Das Kernpublikum im Delta Musikpark, 18- bis 25-Jährige, habe „abgezähltes Geld dabei“, weiß Weiler, der die Disco am Westrand der Innenstadt seit sechs Jahren führt. Steigen die Preise, geben sie nach seiner Überzeugung nicht mehr Geld aus, sondern trinken eben weniger. Also bleibt nur: Angebote kürzen, weniger Hallen öffnen.

„Angebote kürzen? Das wäre für uns fatal“, sagt Micha Selders, Geschäftsführer des „Essence“. Der Club an der Viehofer Straße legt Wert auf Service und Show, rund 70 Mitarbeiter beschäftigt er pro Abend. Bisher zahlen Gäste keinen Eintritt, sondern Frauen 10, Männer 15 Euro Mindestverzehr, den die Gema allerdings als Eintritt bewertet.

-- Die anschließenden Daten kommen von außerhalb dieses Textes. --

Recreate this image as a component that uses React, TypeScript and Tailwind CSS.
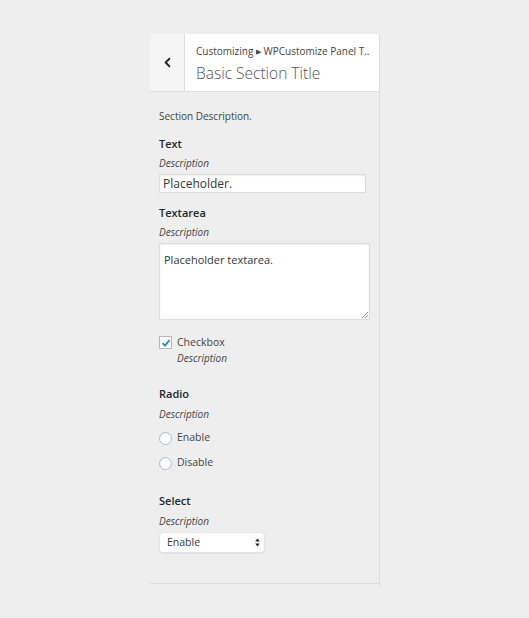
import { ChevronLeft } from "lucide-react";

const Label = ({ text }: { text: string }) => (
  <p className="text-[11px] font-semibold leading-[16px] text-[#23282d]">{text}</p>
);

const Desc = ({ text, className = "" }: { text: string; className?: string }) => (
  <p className={`text-[10px] italic leading-[14px] text-[#444] ${className}`}>{text}</p>
);

const Radio = ({ label }: { label: string }) => (
  <label className="flex items-center gap-[5px] h-[14px]">
    <span className="w-[13px] h-[13px] rounded-full border border-[#b4b9be] bg-white shadow-[inset_0_1px_2px_rgba(0,0,0,0.07)]" />
    <span className="text-[10.5px] text-[#444]">{label}</span>
  </label>
);

export default function App() {
  return (
    <div
      className="w-[529px] h-[618px] bg-[#eeeeee] pt-[34px] pl-[150px]"
      style={{ fontFamily: '"Open Sans", "Noto Sans", sans-serif' }}
    >
      <div className="w-[230px] h-[552px] border-r border-[#dddddd]">
        {/* header */}
        <div className="flex h-[58px] border-b border-[#dddddd] bg-white">
          <div className="w-[35px] flex items-center justify-center bg-[#f5f5f5] border-r border-[#dddddd]">
            <ChevronLeft className="w-[15px] h-[15px] text-[#23282d]" strokeWidth={3} />
          </div>
          <div className="flex flex-col pl-[11px] pt-[10px]">
            <p className="text-[10px] leading-[14px] text-[#444] whitespace-nowrap">
              Customizing <span className="text-[7px] relative -top-[1px]">▶</span> WPCustomize Panel T..
            </p>
            <p className="text-[15.5px] font-light leading-[20px] mt-[3px] text-[#555]">
              Basic Section Title
            </p>
          </div>
        </div>

        {/* body */}
        <div className="pl-[9px] pr-[10px] pt-[17px] h-[492px] border-b border-[#dddddd]">
          <p className="text-[10px] leading-[14px] text-[#444]">Section Description.</p>

          <div className="mt-[13px]">
            <Label text="Text" />
            <Desc text="Description" className="mt-[4px]" />
            <div className="mt-[4px] w-[207px] h-[19px] bg-white border border-[#dddddd] shadow-[inset_0_1px_2px_rgba(0,0,0,0.07)] flex items-center px-[3px]">
              <span className="text-[12px] text-[#32373c]">Placeholder.</span>
            </div>
          </div>

          <div className="mt-[12px]">
            <Label text="Textarea" />
            <Desc text="Description" className="mt-[4px]" />
            <div className="relative mt-[4px] w-[211px] h-[77px] bg-white border border-[#dddddd] shadow-[inset_0_1px_2px_rgba(0,0,0,0.07)] px-[4px] pt-[2px]">
              <span className="text-[11px] text-[#32373c]">Placeholder textarea.</span>
              <svg className="absolute right-[1px] bottom-[1px]" width="6" height="6" viewBox="0 0 6 6">
                <path d="M6 0 L0 6 M6 3 L3 6" stroke="#777" strokeWidth="0.8" />
              </svg>
            </div>
          </div>

          <div className="mt-[15px] flex gap-[5px]">
            <span className="mt-[1px] w-[13px] h-[13px] border border-[#b4b9be] bg-white flex items-center justify-center">
              <svg width="10" height="10" viewBox="0 0 10 10">
                <path d="M1.5 5.2 L4 7.6 L8.6 2" fill="none" stroke="#1e8cbe" strokeWidth="1.8" />
              </svg>
            </span>
            <div>
              <p className="text-[10.5px] leading-[15px] text-[#444]">Checkbox</p>
              <Desc text="Description" className="mt-[1px]" />
            </div>
          </div>

          <div className="mt-[21px]">
            <Label text="Radio" />
            <Desc text="Description" className="mt-[5px]" />
            <div className="mt-[10px] flex flex-col gap-[11px]">
              <Radio label="Enable" />
              <Radio label="Disable" />
            </div>
          </div>

          <div className="mt-[23px]">
            <Label text="Select" />
            <Desc text="Description" className="mt-[5px]" />
            <div className="mt-[4px] w-[106px] h-[21px] bg-white rounded-[4px] border border-[#e4e4e4] shadow-[0_1px_1px_rgba(0,0,0,0.06)] flex items-center justify-between pl-[7px] pr-[4px]">
              <span className="text-[10.5px] text-[#32373c]">Enable</span>
              <svg width="5" height="9" viewBox="0 0 5 9">
                <path d="M2.5 0.5 L4.8 3.6 L0.2 3.6 Z M2.5 8.5 L4.8 5.4 L0.2 5.4 Z" fill="#222" />
              </svg>
            </div>
          </div>
        </div>
      </div>
    </div>
  );
}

Wie viel er künftig mehr zahlen müsse? „Ich steig da nicht mehr durch“, sagt Selders. Bei 160.000 Euro für 2000 Quadratmeter im „Delta“, wären es für die 1000 Quadratmeter „Essence“ 80.000 Euro. Ob er dann Eintritt nehmen wolle? „Preissteigerungen sind kontraproduktiv, wir leben in einer Schnäppchengesellschaft.“

Reform für Studio existenzbedrohend

Nicht kontraproduktiv, sondern existenzbedrohend sieht Andrej Buhonov, Geschäftsführer im „Studio Essen“, die Gema-Reform. Für seine 600 Quadratmeter müsse er dann das Neunfache an Gebühren zahlen. Die Preise (Eintritt zwölf, Mindestverzehr fünf Euro) mag der 28-Jährige nicht weiter erhöhen. „Wenn es soweit kommt, müssen wir über eine Schließung nachdenken. Oder über eine Klage zusammen mit anderen Clubs.“

Zwei neue Tarife sollen ab Januar 2013 gelten: Die Aufführungsgebühr als Rechenspiel: So war es bisher, und so bleibt es auch mit der neuen Gebührenstruktur, die ab Januar 2013 gelten soll. Die Vergütungen „sollen an der wirtschaftlichen Größe der Veranstaltungen ausgerichtet werden“. Tarife richten sich nach Größe des Veranstaltungsraumes (je 100 qm) und Höhe des Eintritts (je Euro). Musikaufführungen, die länger als 5 Stunden dauern, kosten 50 Prozent mehr je weitere drei Stunden. Alle Details hat die Gema auf ihrer Homepage veröffentlicht.